…But again, Janderich, you miss the point. Two Beings cannot both be omnipotent. If each were truly omnipotent, neither could have power over the other. The potency of each is limited by the potency of the other! If two are omnipotent, neither is. One would create a blue sky; the other, a green sky. One would forgive; the other, condemn. One would restore the priesthood; the other, remove it. If something prevented them from having power over each other, or drove them to cooperate, that would be the omnipotent thing. If there is any omnipotent Being, it cannot be other than a Single, Simple, Unified, Indivisible Being.
Stop putting words in my mouth. Again you miss the point. It’s not about cooperation. It’s about omnipotence. I concede: The Father and the Son are omni-cooperative (with each other), okay?. It does not follow from that, that they are also omni-potent, and vice versa. RebeccaJ’s comment applies: where everyone is omnipotent, you have rule by committee whose members, like ancient tribunes in Rome, each has veto power.
Janderich, don’t assume. I am not addressing this from a Trinitarian point of view, but from a Monotheistic one, as applied to a Creator-less polytheistic belief system (Mormonism). The point is not that they compete in actuality, nor that their wills are in conflict. Those are unproductive issues. The quality of omnipotence does not require competition or conflict of will. The problem is one of potential.
The word “potential” is related to the word “omnipotence.” Potence does not refer to what a being does do, but to what a being can do, from Latin “potentia” meaning power. If God cannot actually use a power, then it is not within his potential. God does not have the power to self-extinguish. Therefore, God is not absolutely “omnipotent.” But He is limited in that he is faithful to his own nature. Any act in harmony with the nature of God, God can do.
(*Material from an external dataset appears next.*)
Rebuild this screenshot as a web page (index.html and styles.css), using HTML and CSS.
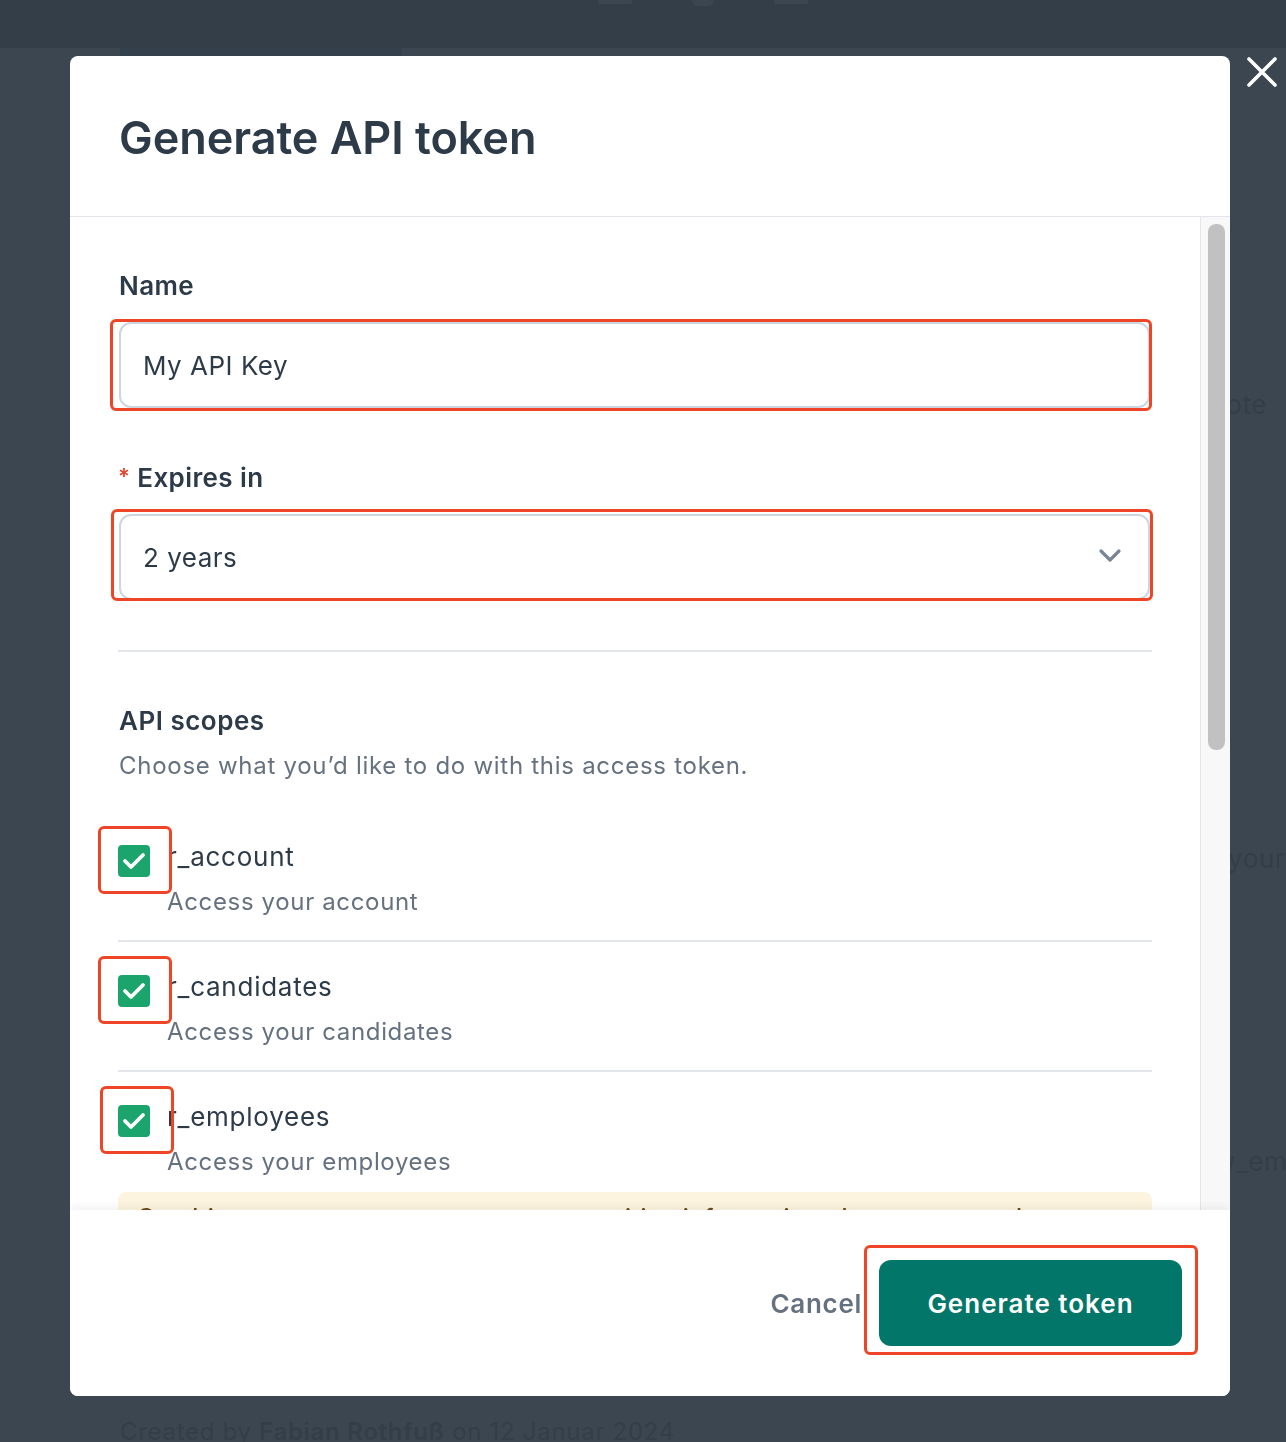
FILE: index.html
```html
<!DOCTYPE html>
<html lang="en">
<head>
<meta charset="utf-8">
<title>Generate API token</title>
<link rel="stylesheet" href="styles.css">
</head>
<body>
<div class="page">
  <div class="topbar">
    <div class="tb-item"></div><div class="tb-item tb-round"></div><div class="tb-item"></div>
  </div>
  <div class="tabs"><div class="tab-active"></div></div>
  <div class="bg-main">
    <div class="bg-right">
      <div class="bg-word w1">Note</div>
      <div class="bg-word w2">your</div>
      <div class="bg-word w3">w_employees</div>
    </div>
    <div class="bg-created">Created by <b>Fabian Rothfuß</b> on 12 Januar 2024</div>
  </div>
</div>

<div class="overlay">
  <button class="close" aria-label="Close">
    <svg width="34" height="34" viewBox="0 0 34 34"><path d="M4 4 L30 30 M30 4 L4 30" stroke="#fff" stroke-width="3.6" stroke-linecap="round"/></svg>
  </button>
  <div class="modal">
    <div class="modal-header">
      <h1 class="title">Generate API token</h1>
    </div>
    <div class="modal-body">
      <div class="content">
        <label class="label">Name</label>
        <div class="field">
          <div class="input">My API Key</div>
          <div class="mark mark-name"></div>
        </div>

        <label class="label label-exp"><span class="req">*</span>Expires in</label>
        <div class="field">
          <div class="input select">
            <span>2 years</span>
            <svg width="24" height="16" viewBox="0 0 24 16"><path d="M3 3 L12 12 L21 3" fill="none" stroke="#7b8594" stroke-width="3.2" stroke-linecap="round" stroke-linejoin="round"/></svg>
          </div>
          <div class="mark mark-select"></div>
        </div>

        <hr class="divider">

        <h2 class="section-title">API scopes</h2>
        <p class="section-desc">Choose what you’d like to do with this access token.</p>

        <div class="scope">
          <div class="cb-wrap">
            <span class="cb"><svg width="32" height="32" viewBox="0 0 32 32"><path d="M7 16 L13 22 L25 10" fill="none" stroke="#fff" stroke-width="3.8" stroke-linecap="round" stroke-linejoin="round"/></svg></span>
            <div class="mark mark-cb"></div>
          </div>
          <div class="scope-text">
            <div class="scope-name">r_account</div>
            <div class="scope-desc">Access your account</div>
          </div>
        </div>
        <div class="scope">
          <div class="cb-wrap">
            <span class="cb"><svg width="32" height="32" viewBox="0 0 32 32"><path d="M7 16 L13 22 L25 10" fill="none" stroke="#fff" stroke-width="3.8" stroke-linecap="round" stroke-linejoin="round"/></svg></span>
            <div class="mark mark-cb"></div>
          </div>
          <div class="scope-text">
            <div class="scope-name">r_candidates</div>
            <div class="scope-desc">Access your candidates</div>
          </div>
        </div>
        <div class="scope scope-last">
          <div class="cb-wrap">
            <span class="cb"><svg width="32" height="32" viewBox="0 0 32 32"><path d="M7 16 L13 22 L25 10" fill="none" stroke="#fff" stroke-width="3.8" stroke-linecap="round" stroke-linejoin="round"/></svg></span>
            <div class="mark mark-cb mark-cb3"></div>
          </div>
          <div class="scope-text">
            <div class="scope-name">r_employees</div>
            <div class="scope-desc">Access your employees</div>
          </div>
        </div>

        <div class="notice">Combine scopes to grant access to sensitive information about your employees.</div>
      </div>
      <div class="scrollbar"><div class="thumb"></div></div>
    </div>
    <div class="modal-footer">
      <button class="btn-cancel">Cancel</button>
      <div class="btn-wrap">
        <button class="btn-primary">Generate token</button>
        <div class="mark mark-btn"></div>
      </div>
    </div>
  </div>
</div>
</body>
</html>
```
FILE: styles.css
```css
* { box-sizing: border-box; }
html, body { margin: 0; padding: 0; }
body {
  width: 1286px;
  height: 1442px;
  overflow: hidden;
  background: #3c4650;
  font-family: Inter, "Noto Sans", "Liberation Sans", sans-serif;
  color: #2d3a48;
}

/* background page (dimmed) */
.page { height: 1442px; display: flex; flex-direction: column; }
.topbar {
  height: 48px;
  background: #343e48;
  display: flex;
  justify-content: center;
  gap: 60px;
  padding-left: 120px;
}
.tb-item { width: 34px; height: 4px; background: #3c4650; border-radius: 0 0 2px 2px; }
.tb-round { width: 22px; border-radius: 0 0 11px 11px; height: 6px; }
.tabs { height: 8px; display: flex; padding-left: 120px; }
.tab-active { width: 282px; height: 8px; background: #34414c; }
.bg-main { flex: 1; display: flex; flex-direction: column; position: relative; }
.bg-right { display: flex; flex-direction: column; align-items: flex-start; padding-left: 1228px; }
.bg-word { font-size: 26px; color: #343e48; white-space: nowrap; line-height: 32px; letter-spacing: 0.6px; }
.bg-word.w1 { margin-top: 333px; margin-left: -22px; }
.bg-word.w2 { margin-top: 422px; }
.bg-word.w3 { margin-top: 271px; margin-left: -14px; }
.bg-created {
  margin-top: auto;
  padding-left: 120px;
  font-size: 24px;
  line-height: 32px;
  color: #343e48;
  margin-bottom: -6px;
  letter-spacing: 0.7px;
  white-space: nowrap;
}
.bg-created b { font-weight: 600; }

/* overlay + modal */
.overlay {
  position: fixed;
  inset: 0;
  padding: 56px 0 0 70px;
}
.close {
  position: absolute;
  top: 55px;
  left: 1245px;
  background: none;
  border: 0;
  padding: 0;
  width: 34px;
  height: 34px;
}
.modal {
  width: 1160px;
  height: 1340px;
  background: #fff;
  border-radius: 8px;
  display: flex;
  flex-direction: column;
  overflow: hidden;
}
.modal-header {
  height: 161px;
  flex: none;
  border-bottom: 1px solid #e2e6ea;
  padding: 54px 49px 0;
}
.title {
  margin: 0;
  font-size: 45px;
  line-height: 56px;
  font-weight: 600;
  letter-spacing: -0.05px;
  color: #2d3a48;
}
.modal-body {
  flex: 1;
  display: flex;
  min-height: 0;
  overflow: hidden;
}
.content {
  flex: 1;
  padding: 53px 48px 0 49px;
  min-width: 0;
}
.scrollbar {
  width: 30px;
  flex: none;
  background: #f8f8f8;
  border-left: 1px solid #e6e6e6;
  padding: 7px 5px 0 7px;
}
.thumb {
  height: 526px;
  background: #c1c1c1;
  border-radius: 8px;
}

.label {
  display: block;
  font-size: 26px;
  line-height: 32px;
  font-weight: 600;
  color: #2d3a48;
  margin-bottom: 20px;
  letter-spacing: 0.4px;
}
.label-exp { margin-top: 52px; margin-left: -1px; }
.req { color: #e5432a; font-size: 22px; margin-right: 7px; vertical-align: 3px; }
.field { position: relative; width: 1031px; }
.input {
  height: 86px;
  border: 2px solid #cdd5e0;
  border-radius: 12px;
  padding: 0 22px;
  display: flex;
  align-items: center;
  font-size: 26px;
  color: #2d3a48;
  letter-spacing: 0.5px;
}
.select { justify-content: space-between; padding-right: 26px; }
.select svg { margin-top: -2px; }

.mark {
  position: absolute;
  border: 3px solid #ee4527;
  border-radius: 6px;
  pointer-events: none;
}
.mark-name { left: -9px; top: -3px; right: -2px; bottom: -3px; }
.mark-select { left: -8px; top: -5px; right: -3px; bottom: -1px; }

.divider {
  border: 0;
  border-top: 2px solid #e3e7ec;
  margin: 50px 0 0 -1px;
  width: 1034px;
}
.section-title {
  margin: 53px 0 0;
  font-size: 26px;
  line-height: 32px;
  font-weight: 600;
  color: #2d3a48;
  letter-spacing: 0.5px;
}
.section-desc {
  margin: 13px 0 0;
  font-size: 24px;
  line-height: 32px;
  color: #66717f;
  letter-spacing: 0.72px;
}

.scope {
  display: flex;
  gap: 17px;
  padding: 29px 0 22px;
  border-bottom: 2px solid #e3e7ec;
  margin-left: -1px;
}
.section-desc + .scope { margin-top: 30px; }
.scope-last { border-bottom: 0; padding-bottom: 0; }
.cb-wrap { position: relative; width: 32px; height: 32px; margin-top: 4px; flex: none; }
.cb {
  display: block;
  width: 32px;
  height: 32px;
  background: #1ba56c;
  border-radius: 4px;
}
.cb svg { display: block; }
.mark-cb { left: -20px; top: -19px; width: 74px; height: 68px; }
.mark-cb3 { left: -18px; }
.scope-name { font-size: 26px; line-height: 32px; color: #2d3a48; letter-spacing: 0.75px; }
.scope-desc { font-size: 24px; line-height: 32px; color: #66717f; margin-top: 13px; letter-spacing: 0.65px; }

.notice {
  margin-top: 14px;
  margin-left: -1px;
  width: 1034px;
  background: #fcf4de;
  border-radius: 8px;
  padding: 10px 19px;
  font-size: 24px;
  line-height: 32px;
  color: #6b4a1e;
  font-weight: 500;
  height: 120px;
  letter-spacing: 0.6px;
}

.modal-footer {
  height: 186px;
  flex: none;
  display: flex;
  align-items: center;
  justify-content: flex-end;
  padding-right: 48px;
  gap: 17px;
  background: #fff;
  box-shadow: 0 -3px 8px rgba(0, 0, 0, 0.06);
  position: relative;
}
.btn-cancel {
  background: none;
  border: 0;
  padding: 0;
  font-family: inherit;
  font-size: 26px;
  font-weight: 600;
  color: #66717f;
  letter-spacing: 0.7px;
}
.btn-wrap { position: relative; }
.btn-primary {
  display: block;
  width: 303px;
  height: 86px;
  border: 0;
  border-radius: 12px;
  background: #03766a;
  color: #fff;
  font-family: inherit;
  font-size: 26px;
  font-weight: 600;
  letter-spacing: 1px;
}
.mark-btn { left: -15px; top: -15px; width: 334px; height: 110px; }
```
God is omnipotent as God, not as some ungodly monster who can do things contrary to his own nature.
Furthermore, God is omnipotent in the sense that all power (energy, whatever) ultimately derives from God as the Creator. It would not be fair to ask from which Mormon God all the energy of the universe derives, because Mormon Gods do not stand at the beginning of the universe and the creation of energy.
God is all-loving; He can love each single person with the whole (not part but all) of his heart. Parents experience this when they love their children, none more than another and none in diminished amount when a new one is born and receives love. True God’s power is like this. He is all-powerful sicj that there is no amount of power that he does not have. He has all the power that exists. He can give as much power to anything in the universe he wants, from atoms to galaxies, and his own power still “not be diminished.”
Mormon Gods only have as much power as they have priesthood, and only on condition of good behavior. Mormon Gods cannot be omnipotent because the Priesthood is not omnipotent. (“That the rights of the priesthood are inseparably connected with the powers of heaven, and that the powers of heaven cannot be controlled nor handled only upon the principles of righteousness.” D&C 121:36) The Priesthood is a conditional power, not inherent in our being and not inherent in God; it is an attachment. (“That they may be conferred upon us, it is true; but]/u] when we undertake to cover our sins, or to gratify our pride, our vain ambition, or to exercise control or dominion or compulsion upon the souls of the children of men, in any degree of unrighteousness, behold, the heavens withdraw themselves; the Spirit of the Lord is grieved; and when it is withdrawn, Amen to the priesthood or the authority of that man.” D&C 121:37) – and the Mormon God is nothing if not a man, right? There is no inherent characteristic of the Mormon God to prevent him from losing the Priesthood. His right to hold Priesthood authority derives from what he has done and what he will do in the future. In other words, God’s power, his “omnipotence,” is dependent on his behavior. If there is anything inherent in God to keep him from doing the misdeeds in DC 121:36-37; then Priesthood should be inherent not “conferred.” If I am at odds with current Mormon doctrine here, I apologize. Do Mormons still teach God was the Savior of the planet where he went through his mortality??
Whether the Father and the Son use any power at all or not, what is the potential of the relationship of their separate powers? I do not contend that they compete! It doesn’t matter whether they compete or not. If they competed, that would be the actualization of the problem. But if they do not compete, the problem still exists in potentiality. My point in the above quote was that they would have the POWER to compete. If they lacked the POWER to compete with another being, then they would not be OMNIPOTENT, they would by only partly potent. A being is not “all” powerful if any other being has equal or more power. My statement that you put in bold is “neither could have power over the other.” You say that statement is false? Then you believe one could have power over the other? Then the one over whom the greater power is held is not omnipotent.